Alguns dos intérpretes foram morrendo enquanto a série durou: Jean Ferrat, Lena Horne, Crispian St. Peters, Cesária Évora, Whitney Houston, Donna Summer, Robin Gibb (dos Bee Gees), Chavela Vargas, Andy Williams, Lou Reed, Joe Cocker, Natallie Cole, David Bowie, Black (que imortalizou o tema Wonderful Life). A quase todos foi possível prestar aqui, no dia imediato, a merecida homenagem musical.

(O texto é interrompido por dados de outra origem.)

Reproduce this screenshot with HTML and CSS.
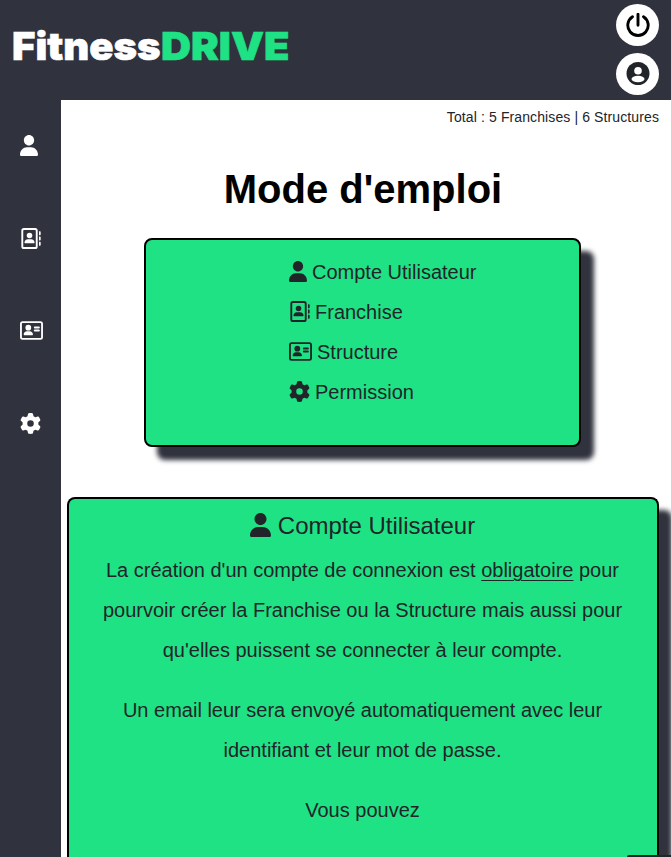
FILE: index.html
```html
<!DOCTYPE html>
<html lang="fr">
<head>
<meta charset="utf-8">
<title>FitnessDRIVE</title>
<link rel="stylesheet" href="styles.css">
</head>
<body>
<svg class="sprite" aria-hidden="true">
  <symbol id="user" viewBox="0 0 448 512" preserveAspectRatio="none"><path d="M224 256c70.7 0 128-57.31 128-128s-57.3-128-128-128C153.3 0 96 57.31 96 128S153.3 256 224 256zM274.7 298H173.3C77.61 298 0 381.6 0 477.3c0 19.14 10 34.67 20 34.67h408C438 512 448 496.5 448 477.3C448 381.6 370.4 298 274.7 298z"/></symbol>
  <symbol id="book" viewBox="0 0 512 512"><rect x="56" y="24" width="352" height="464" rx="40" fill="none" stroke="currentColor" stroke-width="46"/><circle cx="232" cy="184" r="68"/><path d="M192 272h80c48 0 84 36 84 84 0 9-7 16-16 16H124c-9 0-16-7-16-16 0-44 36-84 84-84zM464 80h24c9 0 16 7 16 16v64c0 9-7 16-16 16h-24zM464 208h24c9 0 16 7 16 16v64c0 9-7 16-16 16h-24zM464 336h24c9 0 16 7 16 16v64c0 9-7 16-16 16h-24z"/></symbol>
  <symbol id="card" viewBox="0 0 576 512"><rect x="24" y="48" width="528" height="416" rx="40" fill="none" stroke="currentColor" stroke-width="46"/><circle cx="208" cy="184" r="72"/><path d="M176 272h64c48 0 84 36 84 84 0 9-7 16-16 16H108c-9 0-16-7-16-16 0-44 36-84 84-84z"/><path d="M370 180h104M370 256h104" fill="none" stroke="currentColor" stroke-width="46" stroke-linecap="round"/></symbol>
  <symbol id="gear" viewBox="0 0 512 512"><path d="M495.9 166.6c3.2 8.7 .5 18.4-6.4 24.6l-43.3 39.4c1.1 8.3 1.7 16.8 1.7 25.4s-.6 17.1-1.7 25.4l43.3 39.4c6.9 6.2 9.6 15.9 6.4 24.6c-4.4 11.9-9.7 23.3-15.8 34.3l-4.7 8.1c-6.6 11-14 21.4-22.1 31.2c-5.9 7.2-15.7 9.6-24.5 6.8l-55.7-17.7c-13.4 10.3-28.2 18.9-44 25.4l-12.5 57.1c-2 9.1-9 16.3-18.2 17.8c-13.8 2.3-28 3.5-42.5 3.5s-28.7-1.2-42.5-3.5c-9.2-1.5-16.2-8.7-18.2-17.8l-12.5-57.1c-15.8-6.5-30.6-15.1-44-25.4L83.1 425.9c-8.8 2.8-18.6 .3-24.5-6.8c-8.1-9.8-15.5-20.2-22.1-31.2l-4.7-8.1c-6.1-11-11.4-22.4-15.8-34.3c-3.2-8.7-.5-18.4 6.4-24.6l43.3-39.4C64.6 273.1 64 264.6 64 256s.6-17.1 1.7-25.4L22.4 191.2c-6.9-6.2-9.6-15.9-6.4-24.6c4.4-11.9 9.7-23.3 15.8-34.3l4.7-8.1c6.6-11 14-21.4 22.1-31.2c5.9-7.2 15.7-9.6 24.5-6.8l55.7 17.7c13.4-10.3 28.2-18.9 44-25.4l12.5-57.1c2-9.1 9-16.3 18.2-17.8C227.3 1.2 241.5 0 256 0s28.7 1.2 42.5 3.5c9.2 1.5 16.2 8.7 18.2 17.8l12.5 57.1c15.8 6.5 30.6 15.1 44 25.4l55.7-17.7c8.8-2.8 18.6-.3 24.5 6.8c8.1 9.8 15.5 20.2 22.1 31.2l4.7 8.1c6.1 11 11.4 22.4 15.8 34.3zM256 336a80 80 0 1 0 0-160 80 80 0 1 0 0 160z"/></symbol>
</svg>
<header class="topbar">
  <div class="logo"><span class="logo-a">Fitness</span><span class="logo-b">DRIVE</span></div>
  <div class="actions">
    <a class="round power"><svg viewBox="0 0 24 24"><path d="M12 1.200v11M6.500 3.700a10.200 10.200 0 1 0 11 0" fill="none" stroke="currentColor" stroke-width="2.900" stroke-linecap="round"/></svg></a>
    <a class="round account"><svg viewBox="0 0 24 24"><circle cx="12" cy="11.500" r="11.500"/><circle cx="12" cy="8.800" r="3.800" fill="#fff"/><ellipse cx="12" cy="17" rx="6.500" ry="3.200" fill="#fff"/></svg></a>
  </div>
</header>
<div class="layout">
  <nav class="side">
    <a><svg class="w-user"><use href="#user"/></svg></a>
    <a><svg class="w-book"><use href="#book"/></svg></a>
    <a><svg class="w-card"><use href="#card"/></svg></a>
    <a><svg class="w-gear"><use href="#gear"/></svg></a>
  </nav>
  <main>
    <p class="total">Total : 5 Franchises | 6 Structures</p>
    <h1>Mode d'emploi</h1>
    <section class="panel summary">
      <ul>
        <li><svg class="w-user"><use href="#user"/></svg>Compte Utilisateur</li>
        <li><svg class="w-book"><use href="#book"/></svg>Franchise</li>
        <li><svg class="w-card"><use href="#card"/></svg>Structure</li>
        <li><svg class="w-gear"><use href="#gear"/></svg>Permission</li>
      </ul>
    </section>
    <section class="panel guide">
      <h2><svg><use href="#user"/></svg>Compte Utilisateur</h2>
      <p>La création d'un compte de connexion est <u>obligatoire</u> pour pourvoir créer la Franchise ou la Structure mais aussi pour qu'elles puissent se connecter à leur compte.</p>
      <p>Un email leur sera envoyé automatiquement avec leur identifiant et leur mot de passe.</p>
      <p>Vous pouvez</p>
    </section>
  </main>
</div>
<div class="corner"></div>
</body>
</html>
```
FILE: styles.css
```css
* { box-sizing: border-box; }
body {
  margin: 0;
  height: 857px;
  overflow: hidden;
  background: #fff;
  color: #212529;
  font-family: "Liberation Sans", Arial, sans-serif;
}
svg { fill: currentColor; flex: none; }
.sprite { display: none; }
.topbar {
  display: flex;
  justify-content: space-between;
  height: 100px;
  padding: 4px 12px 0 12px;
  background: #30323d;
}
.logo {
  display: flex;
  padding-top: 18px;
  font: 900 38.5px/48px Inter, "Arial Black", sans-serif;
  -webkit-text-stroke: 0.6px currentColor;
}
.logo span { transform-origin: 0 50%; }
.logo-a { width: 149px; color: #fff; transform: scaleX(1.04); }
.logo-b { color: #1fe285; transform: scaleX(1.08); }
.actions { display: flex; flex-direction: column; gap: 7px; }
.round {
  display: flex;
  align-items: center;
  justify-content: center;
  width: 43px;
  height: 42px;
  border-radius: 50%;
  background: #fff;
}
.round svg { width: 24px; height: 24px; }
.round.power { color: #000; }
.account { color: #212529; }
.layout { display: flex; height: 757px; overflow: hidden; }
.side {
  flex: none;
  width: 61px;
  padding: 35px 0 0 20px;
  background: #30323d;
  color: #fff;
}
.side a { display: flex; height: 92.5px; }
.w-user { width: 18px; height: 21px; }
.w-book { width: 21px; height: 21px; }
.w-card { width: 23px; height: 21px; }
.w-gear { width: 21px; height: 21px; }
main { flex: 1; min-width: 0; padding: 0 12px 0 6px; }
.total { margin: 9px 0 0; font-size: 14px; line-height: 17px; letter-spacing: 0.11px; text-align: right; }
h1 { margin: 39px 0 25px; color: #000; font-size: 40px; line-height: 48px; text-align: center; }
.panel {
  border: 2px solid #000;
  border-radius: 8px;
  background: #1fe285;
  box-shadow: 13px 13px 5px #30323d;
  font-size: 20px;
  line-height: 40px;
}
.summary { width: 437px; height: 209px; margin: 0 0 50px 77px; padding: 12px 0 0 142.5px; }
.summary ul { margin: 0; padding: 0; list-style: none; }
.summary li { display: flex; align-items: center; gap: 5.5px; height: 40px; }
.summary svg { margin-top: -1px; }
.guide {
  height: 360px;
  padding: 12px 30.5px 0 29.5px;
  border-bottom: 0;
  border-radius: 8px 8px 0 0;
  text-align: center;
}
.guide h2 {
  display: flex;
  align-items: center;
  justify-content: center;
  gap: 7px;
  margin: 0 0 9px;
  font-size: 24px;
  font-weight: 400;
  line-height: 30px;
}
.guide h2 svg { width: 21px; height: 24px; margin-top: -2px; }
.guide p { margin: 0 0 20px; }
.guide u { text-underline-offset: 3px; text-decoration-thickness: 1px; }
.corner {
  position: fixed;
  right: 0;
  bottom: 0;
  width: 44px;
  height: 2px;
  border-radius: 3px 0 0 0;
  background: #212529;
}
```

Alguns leitores estranharam a ausência de portugueses neste longo desfile. É fácil de explicar: tenciono fazer outra série de Canções do Século só com vozes e temas nacionais. Tal como não excluo organizar outra dedicada apenas a temas instrumentais, que desta vez ficaram de fora: será então possível trazer aqui Glenn Miller, Santana, Astor Piazzolla, Egberto Gismonti, Benny Goodman, Anton Karas, John Coltrane, Miles Davis, Nino Rota, B. B. King, Paco de Lucia, Ry Cooder e tantos outros.
Do século XXI poderei ocupar-me mais tarde. Por agora suspendo as funções de DJ do nosso DELITO que durante tanto tempo desempenhei com gosto. Passo o testemunho ao Rui Herbon, que a partir da próxima madrugada tomará conta da emissão. Espero que acompanhem o próximo desfile musical com o mesmo interesse que me demonstraram durante estes seis anos. E agradeço a todos as preciosas sugestões que me foram dando.
Um blogue também serve para intercâmbio de conhecimentos. É útil e desejável aprendermos um pouco mais uns com os outros. E divertindo-nos de caminho, sempre que possível.
Foi o que aconteceu comigo. Não vou esquecer.